The Gulf of Panama looks like an ideal fishing destination on a map, but unfortunately the reality tells a different story. With the capital of Panama City located right on the Pacific Coast and the largest beach resorts in the country just 1.5-2 hrs away, the Gulf of Panama should be the ideal hunting grounds for any charter fishing operation. Unfortunately, due to pollution from the city, agricultural and industrial runoff from some of the most densely populated towns, and heavy pressure from the national commercial fishing fleet, the Gulf of Panama is not a great spot to spend your next fishing vacation. It would be ideal of all the business travelers in the city could run out and catch fish on a free day, but unfortunately it isn’t that easy. The run times to the offshore fishing grounds often take 2+ hrs, and from December through April there are often very strong winds coming from the north which makes your run back home long, slow, and bumpy. The Pearl Islands are the lone bright spot, as located 40 miles offshore they offer a strategic launching spot for farther offshore expeditions.

Bahia Piñas

Located in the far eastern side of Panama near the border of Colombia, Piñas Bay is home to arguably the most famous fishing lodge in the world – the famous Tropic Star Lodge. Established over 60 years ago, Tropic Star Lodge is home to over 300 IGFA world records and is one of the best places on Earth to target blue and black marlin. Most of the fishing at Tropic Star Lodge is done around the Zane Grey Reef, which is another large sea mount that comes to within 150 ft of the surface. Located just a few miles from the lodge, many anglers have had marlin on the line before they finished their morning coffees. December, January, and February offer the best marlin fishing of the year, but the other months offer a great variety of fish ranging from tuna & mahi offshore to roosterfish, cubera snapper, and broomtail grouper inshore.

Bocas del Toro

Located on the Western Caribbean side of Panama near the border with Costa Rica, Bocas del Toro offers the best fishing on Panama’s Caribbean Coast. This archipelago is widely popular with foreign tourists looking to snorkel, enjoy remote beaches, and revel in over-the-water accommodations. The vast system of mangroves, reefs, and a couple major river mouths also make for some pretty productive fishing. Any angler who lays eyes on this place would assume that it is teeming with tarpon and snook, but unfortunately local gill netters have taken a heavy toll on the local population. While not as productive as it’s Central American neighbors like Costa Rica or Belize, if you want to catch a tarpon in Panama this is the best place to make it happen. Other light tackle reef species like barracuda, snapper, snook, jacks, mackerel and kingfish are also available.

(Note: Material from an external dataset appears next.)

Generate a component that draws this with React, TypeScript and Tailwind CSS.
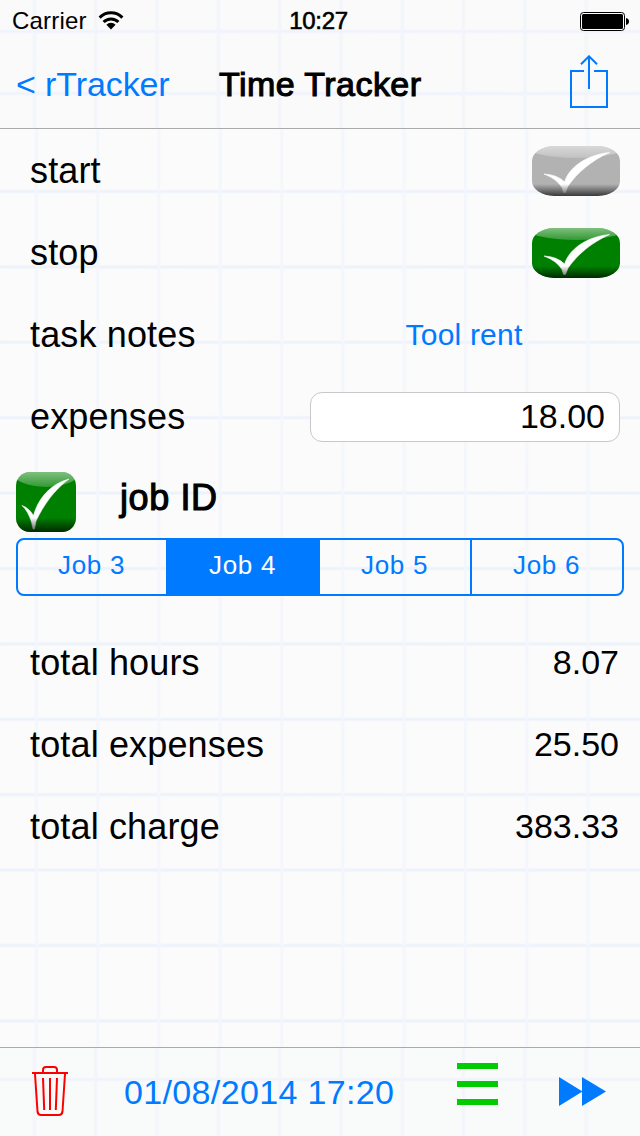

Available Species in Panama

Panama sport fishing is famous for it’s giant blue and black marlin and incredible yellow-fin tuna fishing, but it offers so much more than just the offshore trophies. Perhaps our favorite aspect of fishing in Panama is the sheer variety of game fish species we encounter. On any given week, we can catch up to 30 species fishing inshore and offshore on the Pacific Ocean alone. Once you factor several more species on the Caribbean, including the beloved tarpon, and then peacock bass on the Panama Canal itself you’ll begin to understand why the word Panama means “an abundance of fish.” Your Panama fishing vacation will be custom designed to focus on specific target species or put you in a spot to see how many different species you can catch in a week.

Offshore Fishing

Black Marlin
Blue Marlin
Striped Marlin
Yellowfin Tuna

Inshore & Bottom Fishing

Cubera Snapper
Jack Crevalle
Bluefin Trevally
Horse-eye Jack
Red Snapper
Rock Snapper
Mullet Snapper
Lane Snapper
Schoolmaster Snapper
Pacific Snook
African Pompano
Almaco Jack
Broomtail Grouper
Black Grouper
Rainbow Runner

Freshwater Fishing

Peacock Bass

Panama Fishing Lodges & Accommodations

For a long time, tourism in Panama consisted of business hotels in the city and gigantic, big-chain all inclusive resorts in the Bay of Panama an hour away. Such was life for a country that’s main focus was the Panama Canal and the shipping, logistics, and banking industries it required. Fortunately, over the past two decades international tourism in Panama has become more of a focus and that has brought a diverse and exciting selection of new hotels to choose from. For you Panama fishing vacation you’ll have the choice between exclusive boutique hotels, luxury beach resorts, exotic eco-lodges, and of course some of Central America’s best all inclusive fishing lodges. As a luxury vacation outfitter, we only work with the nicest 3, 4, and 5-star properties that meet our expectations for quality, reliability, and service. Being local experts, we have personally visited every single property we represent so we’ll use our personal experience to hand pick the perfect fit for your group.

Panama Canal day tour

Panama Day Tours & Excursions

Your Panama fishing vacation doesn’t need to be all fishing, all the time. In addition to world class sport fishing, Panama offers two gorgeous coastlines with hundreds of islands, rain forest, cloud forest, ancient volcanoes, amazing wildlife, and fantastic history including of course the Panama Canal. Whether it’s an off day from fishing or for the non-anglers in your group, there are several great cultural, eco, and adventure tours available. We can also customize your Panama fishing vacation so you spend a few nights in different locations throughout the country so you can see how diverse it is. The list includes:

  • Panama Canal Tour
  • Partial Panama Canal Transit
  • Canopy zip-line tour
  • White Water Rafting
  • Waterfall rappelling
  • ATVs
  • Horseback Riding
  • Surfing
  • Golf
  • Guided tours of national parks
  • Waterfalls
  • Island Hopping Tour in the Gulf of Chiriqui
  • Snorkeling
  • SCUBA Diving
  • Coffee plantation tour
  • Birdwatching
  • Visit local Embera or Kuna Indigenous Villages

How Much Does it Cost to Fish in Panama?

Many Panama fishing vacations involve staying at an all inclusive fishing lodge, but in some areas day charters are available as well if you are staying at a resort or condo. A full day fishing charter will cost $1,000-$1,700 on a quality 28′-34′ center console boat. The all inclusive fishing lodges in Panama typically provide a per person rate, which is usually between $2,500 to $5,500 per angler.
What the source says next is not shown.